Now, for $r>0$, let $E_r:=\{x: f(x)<r\}$. Then, \begin{align*} \int_{T^{-1}E_r\setminus E_r}f\,\mathrm{d}\mu &= \int_{E_r\setminus T^{-1}E_r}f\,\mathrm{d}\mu \;. \end{align*} Observe that $f\geq r$ on $T^{-1}E_r\setminus E_r$ and $f<r$ on $E_r\setminus T^{-1}E_r$. Therefore, $\mu(T^{-1}E_r\setminus E_r)=\mu(E_r\setminus T^{-1}E_r)=0$.

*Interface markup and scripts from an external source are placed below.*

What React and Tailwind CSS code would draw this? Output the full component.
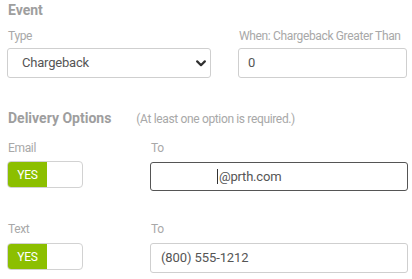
import React from 'react';

const Label = ({ children }) => (
    <div className="h-[16px] whitespace-nowrap pl-px text-[12px] leading-[16px] tracking-[-0.35px] text-[#a8a8a8]">{children}</div>
);

const Toggle = ({ className = '' }) => (
    <div className={`flex h-[27px] w-[76px] overflow-hidden rounded-[4px] border border-[#d2d2d2] bg-white ${className}`}>
        <div className="flex w-[39px] items-center justify-center bg-[#8cbf00] text-[12px] tracking-[-0.3px] text-white">YES</div>
    </div>
);

const ChevronDown = () => (
    <svg width="10" height="7" viewBox="0 0 10 7" fill="none">
        <path d="M1.2 1.4 L5 5.2 L8.8 1.4" stroke="#2f2f2f" strokeWidth="2.2" strokeLinecap="round" strokeLinejoin="round" />
    </svg>
);

const App = () => {
    return (
        <div className="h-[279px] w-[412px] overflow-hidden bg-white pl-[7px] font-['Roboto',sans-serif]">
            <h3 className="h-[20px] pl-px text-[14px] font-bold leading-[20px] text-[#9e9e9e]">Event</h3>

            <div className="mt-[8px] flex gap-[27px]">
                <div className="w-[204px]">
                    <Label>Type</Label>
                    <div className="mt-[4px] flex h-[30px] items-center justify-between rounded-[3px] border border-[#cfcfcf] pl-[14px] pr-[4px]">
                        <span className="text-[13px] tracking-[-0.2px] text-[#555]">Chargeback</span>
                        <ChevronDown />
                    </div>
                </div>
                <div className="w-[169px]">
                    <Label>When: Chargeback Greater Than</Label>
                    <div className="mt-[4px] flex h-[30px] items-center rounded-[3px] border border-[#cfcfcf] pl-[9px] text-[13px] text-[#555]">
                        0
                    </div>
                </div>
            </div>

            <div className="mt-[30px] flex h-[20px] items-baseline">
                <h3 className="pl-px text-[14px] font-bold leading-[20px] text-[#9e9e9e]">Delivery Options</h3>
                <span className="ml-[25px] text-[12px] tracking-[-0.35px] text-[#a8a8a8]">(At least one option is required.)</span>
            </div>

            {/* email */}
            <div className="mt-[12px] flex">
                <div className="w-[143px]">
                    <Label>Email</Label>
                    <Toggle className="mt-[5px]" />
                </div>
                <div className="w-[258px]">
                    <Label>To</Label>
                    <div className="mt-[6px] flex h-[29px] items-center rounded-[3px] border border-[#555] pl-[66px] text-[13px] tracking-[-0.2px] text-[#555]">
                        <span className="mr-px inline-block h-[15px] w-px bg-[#333]" />
                        @prth.com
                    </div>
                </div>
            </div>

            {/* text */}
            <div className="mt-[30px] flex">
                <div className="w-[143px]">
                    <Label>Text</Label>
                    <Toggle className="mt-[6px]" />
                </div>
                <div className="w-[258px]">
                    <Label>To</Label>
                    <div className="mt-[6px] flex h-[30px] items-center rounded-[3px] border border-[#cfcfcf] pl-[10px] text-[13px] tracking-[-0.1px] text-[#555]">
                        (800) 555-1212
                    </div>
                </div>
            </div>
        </div>
    );
};

export default App;
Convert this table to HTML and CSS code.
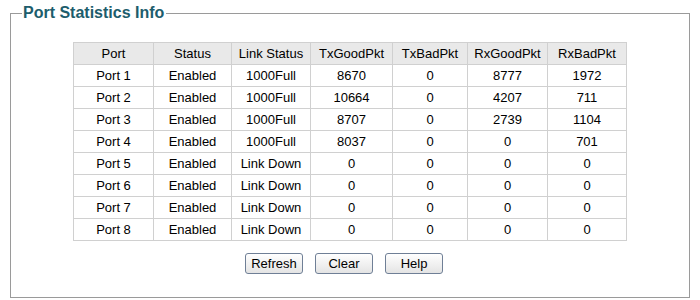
FILE: index.html
```html
<!DOCTYPE html>
<html lang="en">
<head>
    <meta charset="UTF-8">
    <meta name="viewport" content="width=device-width, initial-scale=1.0">
    <title>Port Statistics Info</title>
    <link rel="stylesheet" href="styles.css">
</head>
<body>

    <fieldset class="panel">
        <legend>Port Statistics Info</legend>

        <table class="stats">
            <thead>
                <tr>
                    <th class="c-port">Port</th>
                    <th class="c-status">Status</th>
                    <th class="c-link">Link Status</th>
                    <th class="c-txg">TxGoodPkt</th>
                    <th class="c-txb">TxBadPkt</th>
                    <th class="c-rxg">RxGoodPkt</th>
                    <th class="c-rxb">RxBadPkt</th>
                </tr>
            </thead>
            <tbody>
                <tr><td>Port 1</td><td>Enabled</td><td>1000Full</td><td>8670</td><td>0</td><td>8777</td><td>1972</td></tr>
                <tr><td>Port 2</td><td>Enabled</td><td>1000Full</td><td>10664</td><td>0</td><td>4207</td><td>711</td></tr>
                <tr><td>Port 3</td><td>Enabled</td><td>1000Full</td><td>8707</td><td>0</td><td>2739</td><td>1104</td></tr>
                <tr><td>Port 4</td><td>Enabled</td><td>1000Full</td><td>8037</td><td>0</td><td>0</td><td>701</td></tr>
                <tr><td>Port 5</td><td>Enabled</td><td>Link Down</td><td>0</td><td>0</td><td>0</td><td>0</td></tr>
                <tr><td>Port 6</td><td>Enabled</td><td>Link Down</td><td>0</td><td>0</td><td>0</td><td>0</td></tr>
                <tr><td>Port 7</td><td>Enabled</td><td>Link Down</td><td>0</td><td>0</td><td>0</td><td>0</td></tr>
                <tr><td>Port 8</td><td>Enabled</td><td>Link Down</td><td>0</td><td>0</td><td>0</td><td>0</td></tr>
            </tbody>
        </table>

        <div class="actions">
            <button type="button" class="btn">Refresh</button>
            <button type="button" class="btn">Clear</button>
            <button type="button" class="btn">Help</button>
        </div>
    </fieldset>

</body>
</html>
```

FILE: styles.css
```css
* {
    margin: 0;
    padding: 0;
    box-sizing: border-box;
    font-family: 'Liberation Sans', Arial, sans-serif;
}

body {
    background: #fff;
    color: #000;
}

.panel {
    width: 680px;
    height: 294px;
    margin: 4px 10px 0;
    padding: 20px 11px 0;
    border: 1px solid #9a9a9a;
}

.panel legend {
    padding: 0 2px 0 1px;
    font-size: 16px;
    font-weight: bold;
    color: #1d5d6c;
}

.stats {
    margin: 0 auto;
    border-collapse: collapse;
    table-layout: fixed;
    font-size: 13px;
}

.stats th,
.stats td {
    height: 22px;
    border: 1px solid #d0d0d0;
    text-align: center;
    font-weight: normal;
    padding: 0;
}

.stats th {
    background: #e9e9e9;
}

.c-port { width: 80px; }
.c-status { width: 78px; }
.c-link { width: 79px; }
.c-txg { width: 82px; }
.c-txb { width: 75px; }
.c-rxg { width: 80px; }
.c-rxb { width: 79px; }

.actions {
    display: flex;
    justify-content: center;
    gap: 12px;
    margin-top: 12px;
    padding-right: 12px;
}

.btn {
    width: 58px;
    height: 21px;
    font-size: 13px;
    color: #000;
    border: 1px solid #6f7f96;
    border-radius: 3px;
    background: linear-gradient(#ffffff, #e4e4e4);
    cursor: pointer;
}

.btn:hover {
    background: linear-gradient(#ffffff, #d6d6d6);
}
```
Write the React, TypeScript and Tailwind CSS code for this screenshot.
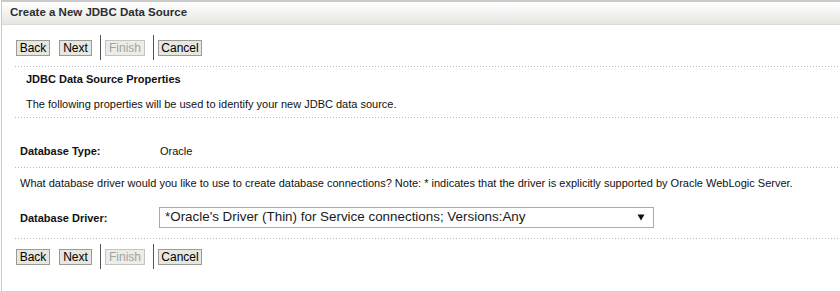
import React from "react";

const font = "font-['Liberation_Sans',Arial,sans-serif]";

function Dotted() {
  return (
    <div className="h-px w-full bg-[linear-gradient(to_right,#b8b8b8_1px,transparent_1px)] bg-[length:3px_1px]" />
  );
}

function Btn({ label, extra, disabled }: { label: string; extra: string; disabled?: boolean }) {
  return (
    <button
      disabled={disabled}
      className={
        disabled
          ? `${extra} block h-[16px] border border-[#c4c4c0] bg-[#edece7] text-center text-[12px] leading-[14px] text-[#a3a3a3]`
          : `${extra} block h-[16px] border border-[#9a9a96] bg-[#e7e6df] text-center text-[12px] leading-[14px] text-black`
      }
    >
      {label}
    </button>
  );
}

function ButtonBar() {
  return (
    <div className="flex h-[25px] items-center pl-px">
      <Btn label="Back" extra="w-[34px]" />
      <Btn label="Next" extra="ml-[9px] w-[33px]" />
      <div className="mr-[4px] ml-[8px] h-[25px] w-px bg-[#555]" />
      <Btn label="Finish" extra="w-[40px]" disabled />
      <div className="mr-[4px] ml-[8px] h-[25px] w-px bg-[#555]" />
      <Btn label="Cancel" extra="w-[44px]" />
    </div>
  );
}

export default function App() {
  return (
    <div className={`${font} ml-px min-h-[291px] w-[839px] border-l border-[#c8c8c8] bg-white text-[11px] text-[#111]`}>
      {/* title bar */}
      <div className="flex h-[25px] items-center border-t-2 border-b border-t-[#c9c9c9] border-b-[#dadad6] bg-[linear-gradient(to_bottom,#ffffff,#e6e6e2)] pl-[8px]">
        <span className="text-[11.5px] font-bold text-[#2d2d33]">Create a New JDBC Data Source</span>
      </div>

      <div className="ml-[13px]">
        <div className="h-[41px] pt-[10px]">
          <ButtonBar />
        </div>
        <Dotted />

        <div className="h-[50px] pt-[5px]">
          <div className="pl-[11px] leading-[14px] font-bold">JDBC Data Source Properties</div>
          <div className="mt-[11px] pl-[11px] leading-[14px]">
            The following properties will be used to identify your new JDBC data source.
          </div>
        </div>
        <Dotted />

        <div className="h-[49px] pt-[26px]">
          <div className="flex pl-[5px] leading-[14px]">
            <span className="w-[140px] font-bold">Database Type:</span>
            <span>Oracle</span>
          </div>
        </div>
        <Dotted />

        <div className="h-[70px] pt-[8px]">
          <div className="pl-[5px] leading-[14px]">
            What database driver would you like to use to create database connections? Note: * indicates that the driver is explicitly supported by Oracle WebLogic Server.
          </div>
          <div className="mt-[17px] flex items-center pl-[5px]">
            <span className="w-[139px] font-bold leading-[14px]">Database Driver:</span>
            <div className="flex h-[21px] w-[495px] items-center justify-between border border-[#7db5eb] pr-[8px] pl-[5px] text-[13.4px] text-[#1a1a1a]">
              <span>*Oracle's Driver (Thin) for Service connections; Versions:Any</span>
              <svg width="8" height="7" viewBox="0 0 8 7">
                <path d="M0.5 0.5 H7.5 L4 6.5 Z" fill="#111" />
              </svg>
            </div>
          </div>
        </div>
        <Dotted />

        <div className="pt-[5px] pb-[20px]">
          <ButtonBar />
        </div>
      </div>
    </div>
  );
}
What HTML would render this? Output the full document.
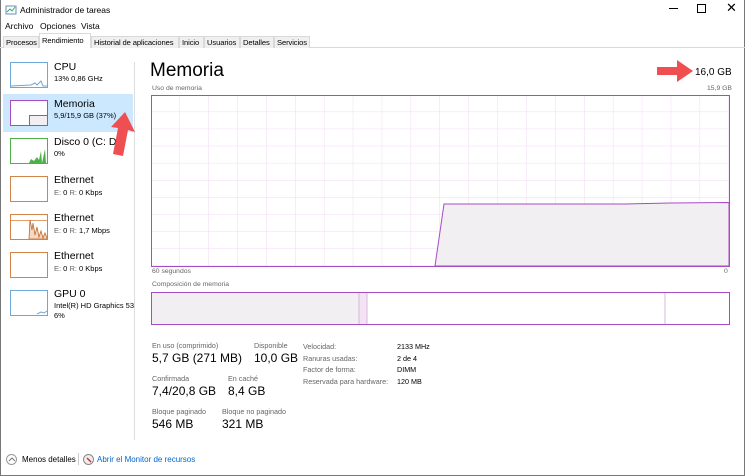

In words, this says that for every $r>0$, the set of points $x$ such that either $f(Tx)<r\leq f(x)$ or $f(x)<r\leq f(Tx)$ has $\mu$-measure $0$, and this means $f(x)$ and $f(Tx)$ must agree almost everywhere.
(More precisely, \begin{align*} \mu\left(\{x: f(Tx)<f(x)\}\right) &\leq \sum_{r\in\mathbb{Q}^+} \mu(T^{-1}E_r\setminus E_r) = 0 \end{align*} and similarly, $\mu\left(\{x: f(x)<f(Tx)\}\right)=0$. Hence, $f\circ T=f$ $\mu$-almost everywhere.)